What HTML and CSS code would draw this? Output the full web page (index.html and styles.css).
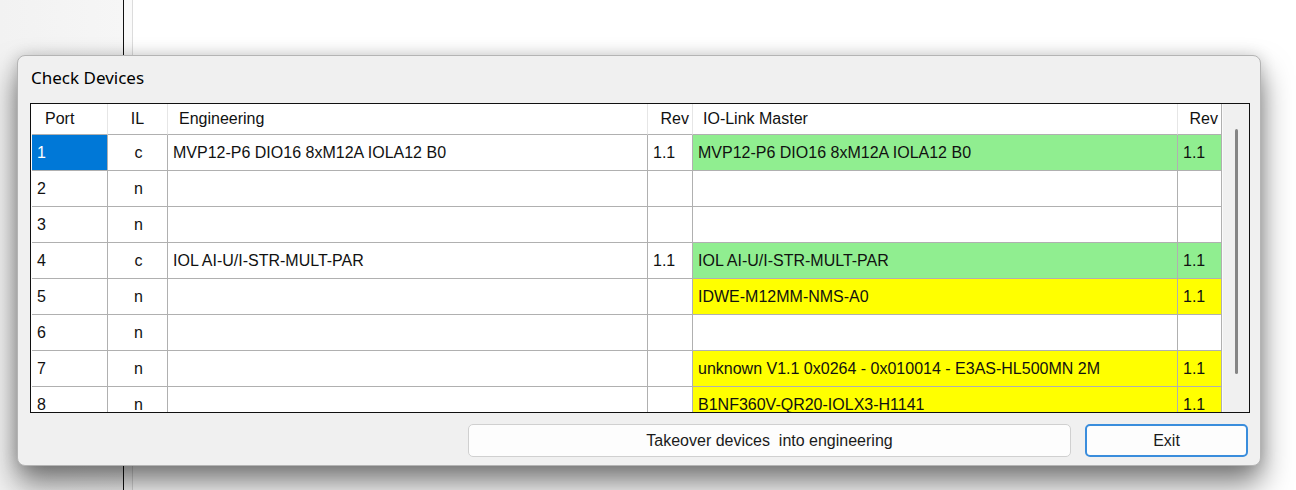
FILE: index.html
```html
<!doctype html>
<html>
<head>
<meta charset="UTF-8">
<title>Check Devices</title>
<link rel="stylesheet" href="styles.css">
</head>
<body>

  <div class="desk">
    <div class="desk-side"></div>
    <div class="desk-gutter"></div>
    <div class="desk-main"></div>
  </div>

  <div class="dialog">
    <div class="dialog-title">Check Devices</div>

    <div class="grid-box">
      <div class="grid-view">
        <table class="grid">
          <colgroup>
            <col class="c-port">
            <col class="c-il">
            <col class="c-eng">
            <col class="c-rev">
            <col class="c-master">
            <col class="c-rev2">
          </colgroup>
          <thead>
            <tr>
              <th class="h-port">Port</th>
              <th class="h-il">IL</th>
              <th class="h-eng">Engineering</th>
              <th class="h-rev">Rev</th>
              <th class="h-master">IO-Link Master</th>
              <th class="h-rev">Rev</th>
            </tr>
          </thead>
          <tbody>
            <tr>
              <td class="selected">1</td>
              <td class="il">c</td>
              <td>MVP12-P6 DIO16 8xM12A IOLA12 B0</td>
              <td>1.1</td>
              <td class="ok">MVP12-P6 DIO16 8xM12A IOLA12 B0</td>
              <td class="ok">1.1</td>
            </tr>
            <tr>
              <td>2</td>
              <td class="il">n</td>
              <td></td>
              <td></td>
              <td></td>
              <td></td>
            </tr>
            <tr>
              <td>3</td>
              <td class="il">n</td>
              <td></td>
              <td></td>
              <td></td>
              <td></td>
            </tr>
            <tr>
              <td>4</td>
              <td class="il">c</td>
              <td>IOL AI-U/I-STR-MULT-PAR</td>
              <td>1.1</td>
              <td class="ok">IOL AI-U/I-STR-MULT-PAR</td>
              <td class="ok">1.1</td>
            </tr>
            <tr>
              <td>5</td>
              <td class="il">n</td>
              <td></td>
              <td></td>
              <td class="new">IDWE-M12MM-NMS-A0</td>
              <td class="new">1.1</td>
            </tr>
            <tr>
              <td>6</td>
              <td class="il">n</td>
              <td></td>
              <td></td>
              <td></td>
              <td></td>
            </tr>
            <tr>
              <td>7</td>
              <td class="il">n</td>
              <td></td>
              <td></td>
              <td class="new">unknown V1.1 0x0264 - 0x010014 - E3AS-HL500MN 2M</td>
              <td class="new">1.1</td>
            </tr>
            <tr>
              <td>8</td>
              <td class="il">n</td>
              <td></td>
              <td></td>
              <td class="new">B1NF360V-QR20-IOLX3-H1141</td>
              <td class="new">1.1</td>
            </tr>
          </tbody>
        </table>
      </div>
      <div class="vscroll">
        <div class="vscroll-thumb"></div>
      </div>
    </div>

    <div class="dialog-buttons">
      <button class="btn btn-takeover">Takeover devices&nbsp; into engineering</button>
      <button class="btn btn-exit">Exit</button>
    </div>
  </div>

</body>
</html>
```

FILE: styles.css
```css
html, body {
  margin: 0;
  height: 100%;
  overflow: hidden;
}

body {
  font-family: "Liberation Sans", Arial, sans-serif;
  background: #fff;
}

/* window behind the dialog */
.desk {
  display: flex;
  height: 100%;
}
.desk-side {
  width: 123px;
  background: linear-gradient(to right, #f2f2f2, #f6f6f6);
  border-right: 1px solid #111;
}
.desk-gutter {
  width: 8px;
  background: #fafafa;
  border-right: 1px solid #dcdcdc;
}
.desk-main {
  flex: 1;
  background: #fff;
}

/* dialog */
.dialog {
  position: absolute;
  left: 17px;
  top: 55px;
  width: 1244px;
  height: 411px;
  box-sizing: border-box;
  padding: 0 10px 0 12px;
  background: #f0f0f0;
  border: 1px solid #b4b4b4;
  border-radius: 8px;
  box-shadow: 0 18px 30px rgba(0, 0, 0, 0.5), 0 0 16px rgba(0, 0, 0, 0.16);
}

.dialog-title {
  font-family: "Noto Sans", "Open Sans", sans-serif;
  font-size: 17px;
  line-height: 24px;
  color: #000;
  padding: 10px 0 0 1px;
  margin-bottom: 13px;
}

.grid-box {
  display: flex;
  height: 310px;
  box-sizing: border-box;
  border: 1px solid #101010;
  background: #fff;
}

.grid-view {
  width: 1191px;
  padding-left: 1px;
  box-sizing: border-box;
  overflow: hidden;
  background: #fff;
}

.grid {
  table-layout: fixed;
  border-collapse: separate;
  border-spacing: 0;
  width: 1190px;
  font-size: 16px;
  color: #111;
}

.c-port { width: 76px; }
.c-il { width: 60px; }
.c-eng { width: 480px; }
.c-rev { width: 45px; }
.c-master { width: 485px; }
.c-rev2 { width: 44px; }

.grid th {
  height: 30px;
  padding: 0;
  font-weight: normal;
  text-align: left;
  vertical-align: middle;
  white-space: nowrap;
  background: #fff;
  border-right: 1px solid #e6e6e6;
  border-bottom: 1px solid #b0b0b0;
}
.grid th:last-child {
  border-right-color: #b0b0b0;
}
.h-port { padding-left: 13px !important; }
.h-il { text-align: center !important; }
.h-eng { padding-left: 11px !important; }
.h-rev { text-align: right !important; padding-right: 3px !important; }
.h-master { padding-left: 10px !important; }

.grid td {
  height: 35px;
  padding: 0 0 0 5px;
  vertical-align: middle;
  white-space: nowrap;
  overflow: hidden;
  border-right: 1px solid #b0b0b0;
  border-bottom: 1px solid #b0b0b0;
}
.grid td.il {
  text-align: center;
  padding: 0 0 0 2px;
}
.grid td.selected {
  background: #0078d7;
  color: #fff;
}
.grid td.ok {
  background: #90ee90;
}
.grid td.new {
  background: #ffff00;
}

.vscroll {
  flex: 1;
  position: relative;
  background: #f0f0f0;
  border-left: 1px solid #fafafa;
}
.vscroll-thumb {
  position: absolute;
  left: 12px;
  top: 25px;
  width: 3px;
  height: 245px;
  border-radius: 2px;
  background: #858585;
}

/* buttons */
.dialog-buttons {
  display: flex;
  justify-content: flex-end;
  gap: 14px;
  margin-top: 11px;
  padding-right: 2px;
}
.btn {
  height: 33px;
  box-sizing: border-box;
  font-family: "Liberation Sans", Arial, sans-serif;
  font-size: 16px;
  color: #1a1a1a;
  background: #fdfdfd;
  border: 1px solid #d0d0d0;
  border-radius: 5px;
  padding: 0;
}
.btn-takeover {
  width: 603px;
}
.btn-exit {
  width: 163px;
  border: 2px solid #3a8ddc;
}
```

▶ _WHAT IS BEING ASKED_: Pictures excluded, quote all the data above exactly.

▶ _TASK SOLUTION_:
What HTML and CSS code would draw this? Output the full web page (index.html and styles.css).
FILE: index.html
```html
<!doctype html>
<html>
<head>
<meta charset="UTF-8">
<title>Check Devices</title>
<link rel="stylesheet" href="styles.css">
</head>
<body>

  <div class="desk">
    <div class="desk-side"></div>
    <div class="desk-gutter"></div>
    <div class="desk-main"></div>
  </div>

  <div class="dialog">
    <div class="dialog-title">Check Devices</div>

    <div class="grid-box">
      <div class="grid-view">
        <table class="grid">
          <colgroup>
            <col class="c-port">
            <col class="c-il">
            <col class="c-eng">
            <col class="c-rev">
            <col class="c-master">
            <col class="c-rev2">
          </colgroup>
          <thead>
            <tr>
              <th class="h-port">Port</th>
              <th class="h-il">IL</th>
              <th class="h-eng">Engineering</th>
              <th class="h-rev">Rev</th>
              <th class="h-master">IO-Link Master</th>
              <th class="h-rev">Rev</th>
            </tr>
          </thead>
          <tbody>
            <tr>
              <td class="selected">1</td>
              <td class="il">c</td>
              <td>MVP12-P6 DIO16 8xM12A IOLA12 B0</td>
              <td>1.1</td>
              <td class="ok">MVP12-P6 DIO16 8xM12A IOLA12 B0</td>
              <td class="ok">1.1</td>
            </tr>
            <tr>
              <td>2</td>
              <td class="il">n</td>
              <td></td>
              <td></td>
              <td></td>
              <td></td>
            </tr>
            <tr>
              <td>3</td>
              <td class="il">n</td>
              <td></td>
              <td></td>
              <td></td>
              <td></td>
            </tr>
            <tr>
              <td>4</td>
              <td class="il">c</td>
              <td>IOL AI-U/I-STR-MULT-PAR</td>
              <td>1.1</td>
              <td class="ok">IOL AI-U/I-STR-MULT-PAR</td>
              <td class="ok">1.1</td>
            </tr>
            <tr>
              <td>5</td>
              <td class="il">n</td>
              <td></td>
              <td></td>
              <td class="new">IDWE-M12MM-NMS-A0</td>
              <td class="new">1.1</td>
            </tr>
            <tr>
              <td>6</td>
              <td class="il">n</td>
              <td></td>
              <td></td>
              <td></td>
              <td></td>
            </tr>
            <tr>
              <td>7</td>
              <td class="il">n</td>
              <td></td>
              <td></td>
              <td class="new">unknown V1.1 0x0264 - 0x010014 - E3AS-HL500MN 2M</td>
              <td class="new">1.1</td>
            </tr>
            <tr>
              <td>8</td>
              <td class="il">n</td>
              <td></td>
              <td></td>
              <td class="new">B1NF360V-QR20-IOLX3-H1141</td>
              <td class="new">1.1</td>
            </tr>
          </tbody>
        </table>
      </div>
      <div class="vscroll">
        <div class="vscroll-thumb"></div>
      </div>
    </div>

    <div class="dialog-buttons">
      <button class="btn btn-takeover">Takeover devices&nbsp; into engineering</button>
      <button class="btn btn-exit">Exit</button>
    </div>
  </div>

</body>
</html>
```

FILE: styles.css
```css
html, body {
  margin: 0;
  height: 100%;
  overflow: hidden;
}

body {
  font-family: "Liberation Sans", Arial, sans-serif;
  background: #fff;
}

/* window behind the dialog */
.desk {
  display: flex;
  height: 100%;
}
.desk-side {
  width: 123px;
  background: linear-gradient(to right, #f2f2f2, #f6f6f6);
  border-right: 1px solid #111;
}
.desk-gutter {
  width: 8px;
  background: #fafafa;
  border-right: 1px solid #dcdcdc;
}
.desk-main {
  flex: 1;
  background: #fff;
}

/* dialog */
.dialog {
  position: absolute;
  left: 17px;
  top: 55px;
  width: 1244px;
  height: 411px;
  box-sizing: border-box;
  padding: 0 10px 0 12px;
  background: #f0f0f0;
  border: 1px solid #b4b4b4;
  border-radius: 8px;
  box-shadow: 0 18px 30px rgba(0, 0, 0, 0.5), 0 0 16px rgba(0, 0, 0, 0.16);
}

.dialog-title {
  font-family: "Noto Sans", "Open Sans", sans-serif;
  font-size: 17px;
  line-height: 24px;
  color: #000;
  padding: 10px 0 0 1px;
  margin-bottom: 13px;
}

.grid-box {
  display: flex;
  height: 310px;
  box-sizing: border-box;
  border: 1px solid #101010;
  background: #fff;
}

.grid-view {
  width: 1191px;
  padding-left: 1px;
  box-sizing: border-box;
  overflow: hidden;
  background: #fff;
}

.grid {
  table-layout: fixed;
  border-collapse: separate;
  border-spacing: 0;
  width: 1190px;
  font-size: 16px;
  color: #111;
}

.c-port { width: 76px; }
.c-il { width: 60px; }
.c-eng { width: 480px; }
.c-rev { width: 45px; }
.c-master { width: 485px; }
.c-rev2 { width: 44px; }

.grid th {
  height: 30px;
  padding: 0;
  font-weight: normal;
  text-align: left;
  vertical-align: middle;
  white-space: nowrap;
  background: #fff;
  border-right: 1px solid #e6e6e6;
  border-bottom: 1px solid #b0b0b0;
}
.grid th:last-child {
  border-right-color: #b0b0b0;
}
.h-port { padding-left: 13px !important; }
.h-il { text-align: center !important; }
.h-eng { padding-left: 11px !important; }
.h-rev { text-align: right !important; padding-right: 3px !important; }
.h-master { padding-left: 10px !important; }

.grid td {
  height: 35px;
  padding: 0 0 0 5px;
  vertical-align: middle;
  white-space: nowrap;
  overflow: hidden;
  border-right: 1px solid #b0b0b0;
  border-bottom: 1px solid #b0b0b0;
}
.grid td.il {
  text-align: center;
  padding: 0 0 0 2px;
}
.grid td.selected {
  background: #0078d7;
  color: #fff;
}
.grid td.ok {
  background: #90ee90;
}
.grid td.new {
  background: #ffff00;
}

.vscroll {
  flex: 1;
  position: relative;
  background: #f0f0f0;
  border-left: 1px solid #fafafa;
}
.vscroll-thumb {
  position: absolute;
  left: 12px;
  top: 25px;
  width: 3px;
  height: 245px;
  border-radius: 2px;
  background: #858585;
}

/* buttons */
.dialog-buttons {
  display: flex;
  justify-content: flex-end;
  gap: 14px;
  margin-top: 11px;
  padding-right: 2px;
}
.btn {
  height: 33px;
  box-sizing: border-box;
  font-family: "Liberation Sans", Arial, sans-serif;
  font-size: 16px;
  color: #1a1a1a;
  background: #fdfdfd;
  border: 1px solid #d0d0d0;
  border-radius: 5px;
  padding: 0;
}
.btn-takeover {
  width: 603px;
}
.btn-exit {
  width: 163px;
  border: 2px solid #3a8ddc;
}
```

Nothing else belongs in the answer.